While Splunk can be all things to all people, currently it’s not practical to have all our data in Splunk. We use a combination of technologies to help us manage all the data. The main ones are summarized below:
- Netflow – This data is ideally managed by a special-purpose system designed for flows (we use Lancope, but there are others). We don’t plan to use Splunk for flows.
- DNS – Cisco uses a home-grown solution due mainly to cost considerations. In the future we may keep this data in Splunk.
- Web logs (clickstream) – These are not in Splunk due to size and costing.
- Splunk – Splunk stores everything else (all logs other than the three categories mentioned above).
This blog gives you a point of time in a journey that continues. It’s important to note that the logging and history that this blog covers have been the most important tool and capability enabling us to keep Cisco secure from cyber incident–related threat. We capture and store trillions of records each day.
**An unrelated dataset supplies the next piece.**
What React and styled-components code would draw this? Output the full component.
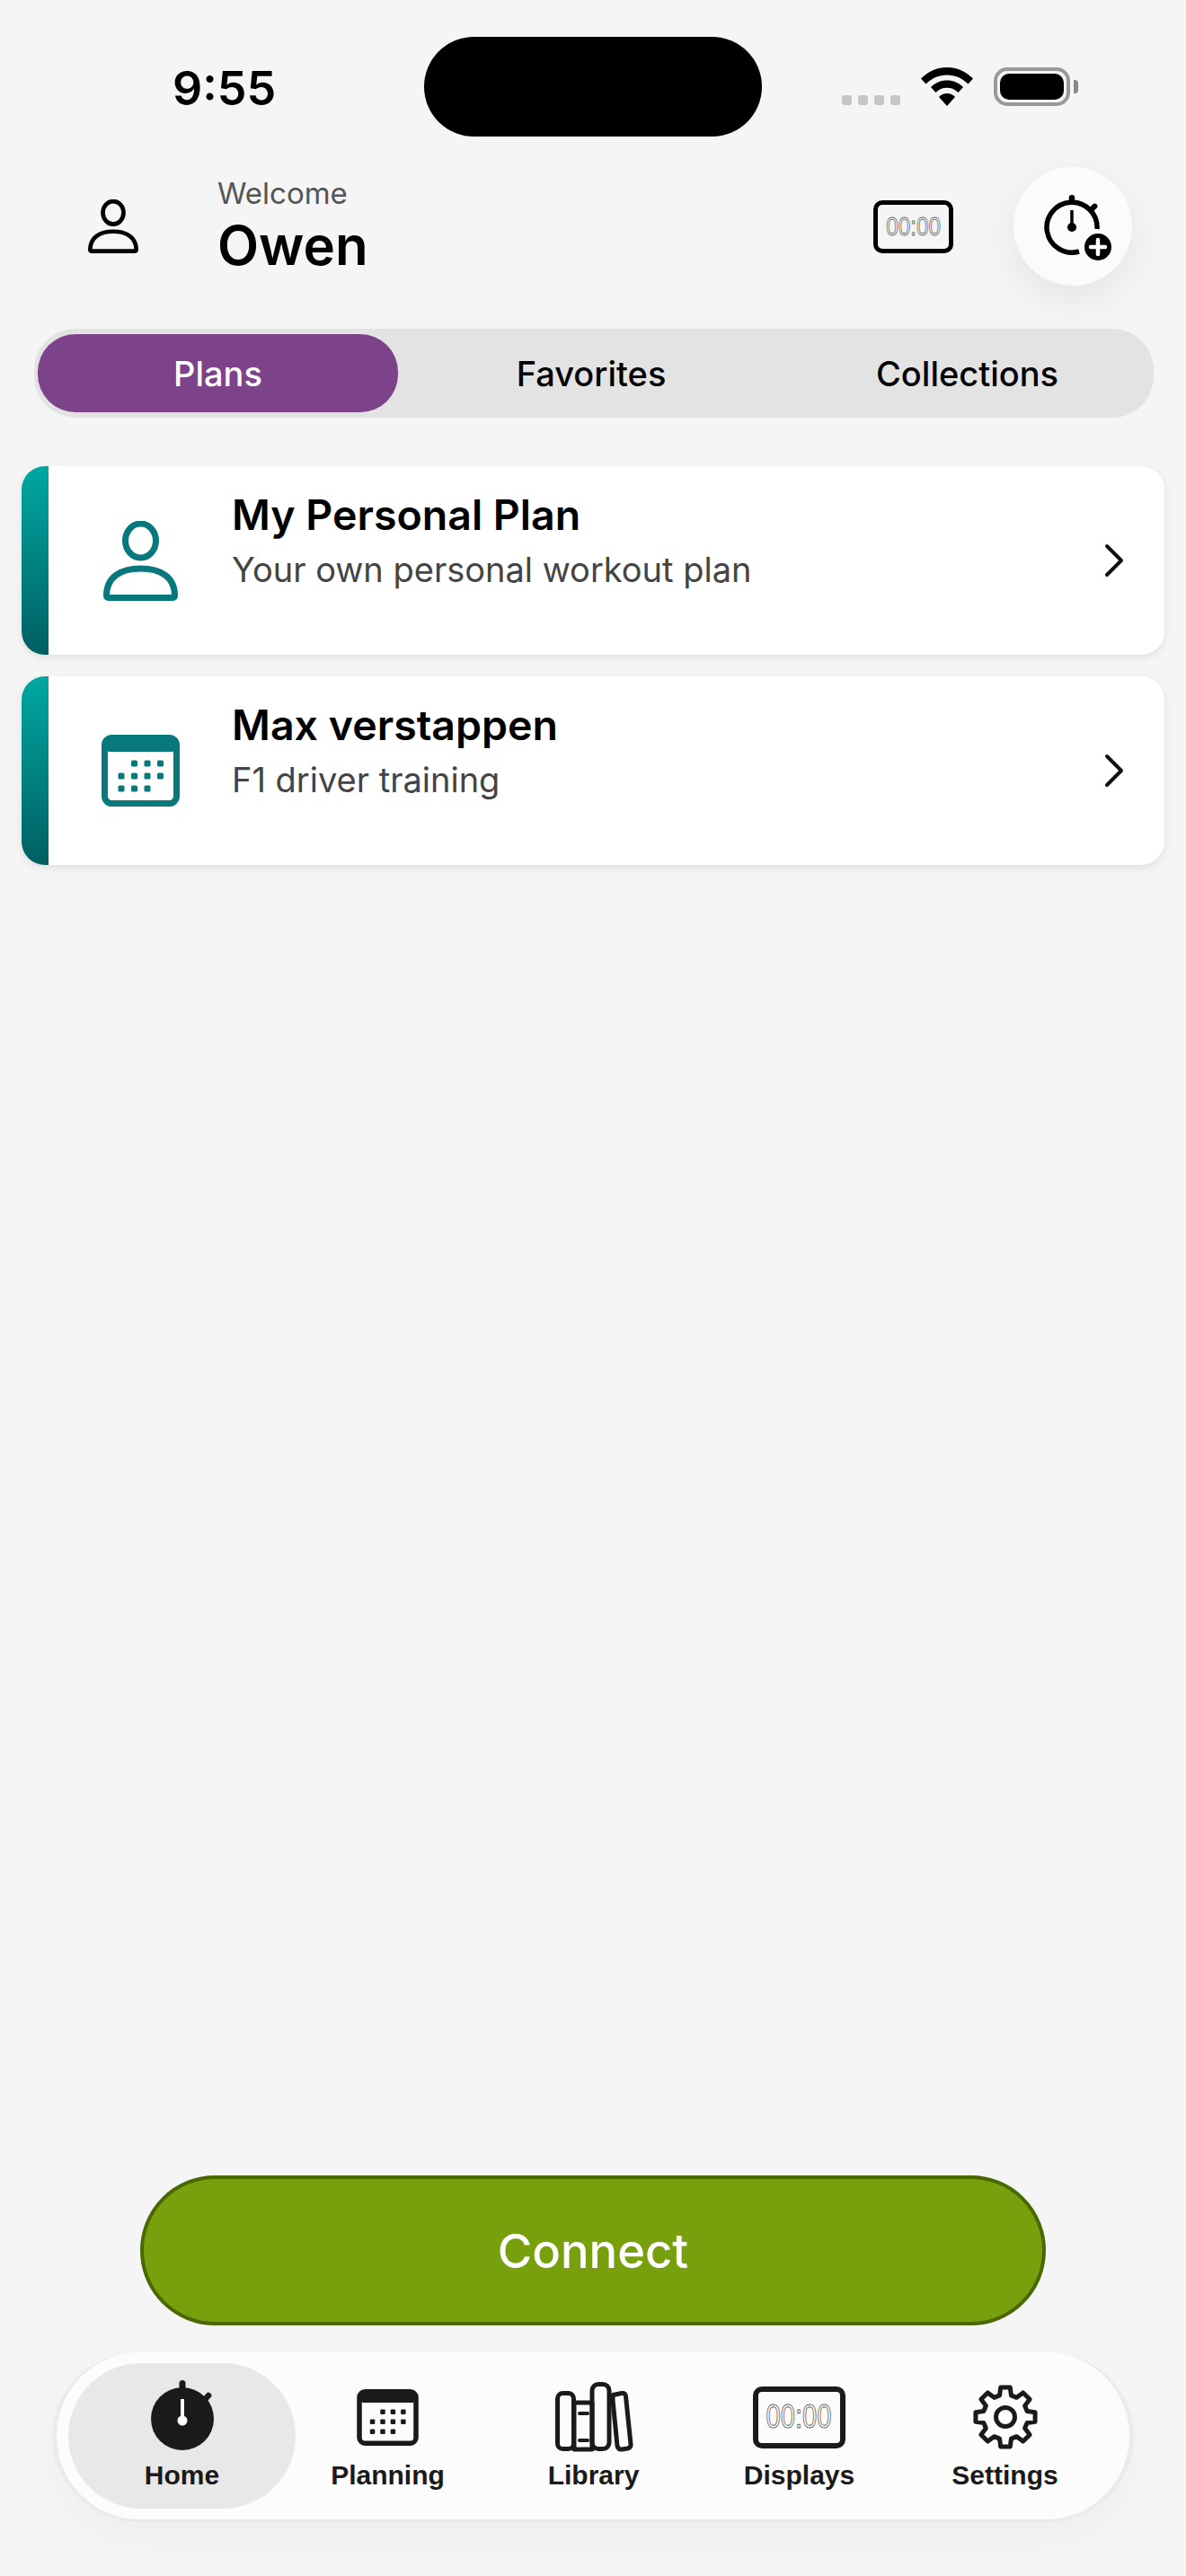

That provides the base we can build incident detection and response upon.
You say “Furthermore, in testing we found the performance to be hugely better in the SIEM.”. Surely that’s a reason to keep the SIEM?
Thanks, that was an error – it should read
“Furthermore, in testing we found the performance to be hugely better than the SIEM.”.
Ill get it fixed
Thanks for the useful specific insight, as Internet is full of executive-type opinions about doing SIEM, without mentioning any technical detail.
We could debate the differences of course, and there are some, but arguably you just switched from one SIEM to another…with different qualities. We are considering taking the same step. Thanks for sharing.